敬称はある思いの継承だった話し
例えば、こういう文章上であっても会話上であっても歴史上の人物について言及する場合、通常は敬称をつけない。徳川家康であり高杉晋作である。
同様に、有名人、例えば、政治家や芸能人についても敬称はつけない。
しかし、私の中では例外がある。
「かぐや姫」「風」を経てソロで活動しているミュージシャンの伊勢正三は愛称の「正やん」と呼称するのがしっくりくる。愛称も敬称の一種であるなら「正やん」は正やんと表記してしまう。
不思議なもので、正やんの兄貴分で「かぐや姫」のリーダーだった南こうせつは「こうせつ」である。カリスマ吉田拓郎も「拓郎」である。井上陽水も「陽水」だし、小椋佳は「小椋佳」がしっくりくる。彼らより下の世代のミュージシャンたちは敬称略で違和感はない。
しかし、私にとっての例外中の例外がオフコースの小田さんと鈴木さんである。この二人の場合、逆に敬称の「さん」をつけない表記は私には有り得ない。つけないと気持ちが落ち着かないレベルである。その流れで、後にオフコースに合流した三人も基本的に「さん」づけである。清水さん、松尾さん、大間さん、である。
この差は一体何なのか?色々と考えてみて、記憶を辿り、四十年の時を遡る。
「あっ!」
一つの答えに辿り着いた時、私はきっと赤面していたであろう。
その答えとは、男子と女子の差、である。
どういうことかと言うと、当時、かぐや姫や拓郎や陽水といったミュージシャンたちは男子の間で話題になっていた。生意気盛りの中坊なので呼称は呼び捨てだったわけである。

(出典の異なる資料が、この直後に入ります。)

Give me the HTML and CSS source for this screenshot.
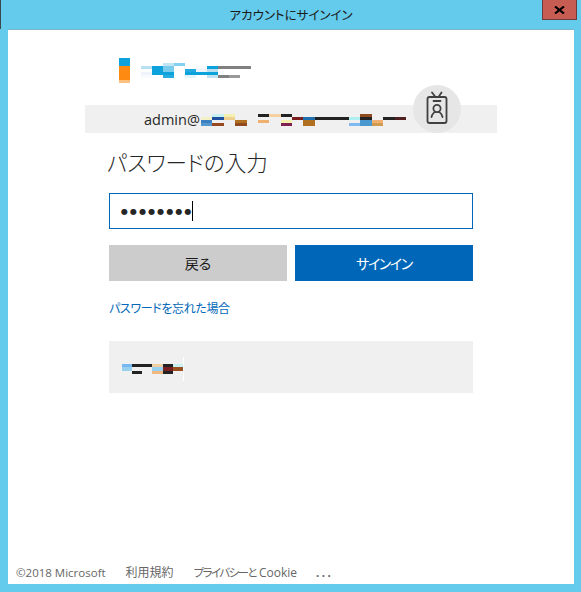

正やんだけが正やんと呼ばれていた謎も正やんだけが正やんという愛称があったためである(なんだかヘンテコリンな表現だけど、まぁそういうこと)
そして、オフコースは男子の間で話題にならなかった。話題にしていたのは女子たちである。当時、憎からずと思っていた女子もオフコースのファンで彼女たちは「小田さん」とか「鈴木さん」と呼んでいたのである。
なんとか女子たちの話題に入り、彼女の気を惹きたかったモテナイ私は彼女たちに迎合して「小田さん」「鈴木さん」と言うしかなかったのである。
恥ずかしい。
男子たちには「たくろーが」とか「よーすいが」と言っていたのに、女子に交じると「小田さん」「鈴木さん」と言っていたのである。
実に恥ずかしい。
その結果がこれである。今や私の血となり肉となり生理的レベルで「小田さん」「鈴木さん」としか表記出来なくなっている。その源流が若き日の私の助平心だったとは…トホホ。
まぁ、モテナイ男の涙ぐましい努力と思って自分を慰めておこう。
こういう自分の中の違和感に気付いたのは、少し前にオフコースの「夏の日」という曲のMVについて書いてるときだった。
このMVの主役がオフコースの大間さんで相手役が女優の田中美佐子さんだったのだが、田中美佐子さんの敬称を略して書いてしまっている。私にとって「大間さん」「田中美佐子」表記は違和感がなかったけど、敬称を付けたり付けなかったりと統一感がない事の違和感が残っていた。
何故こういう文章になったのか考えた結果がこれである。
三つ子の魂百までと言うけど、若き日の思いって根深いものがあると思い知らされた次第。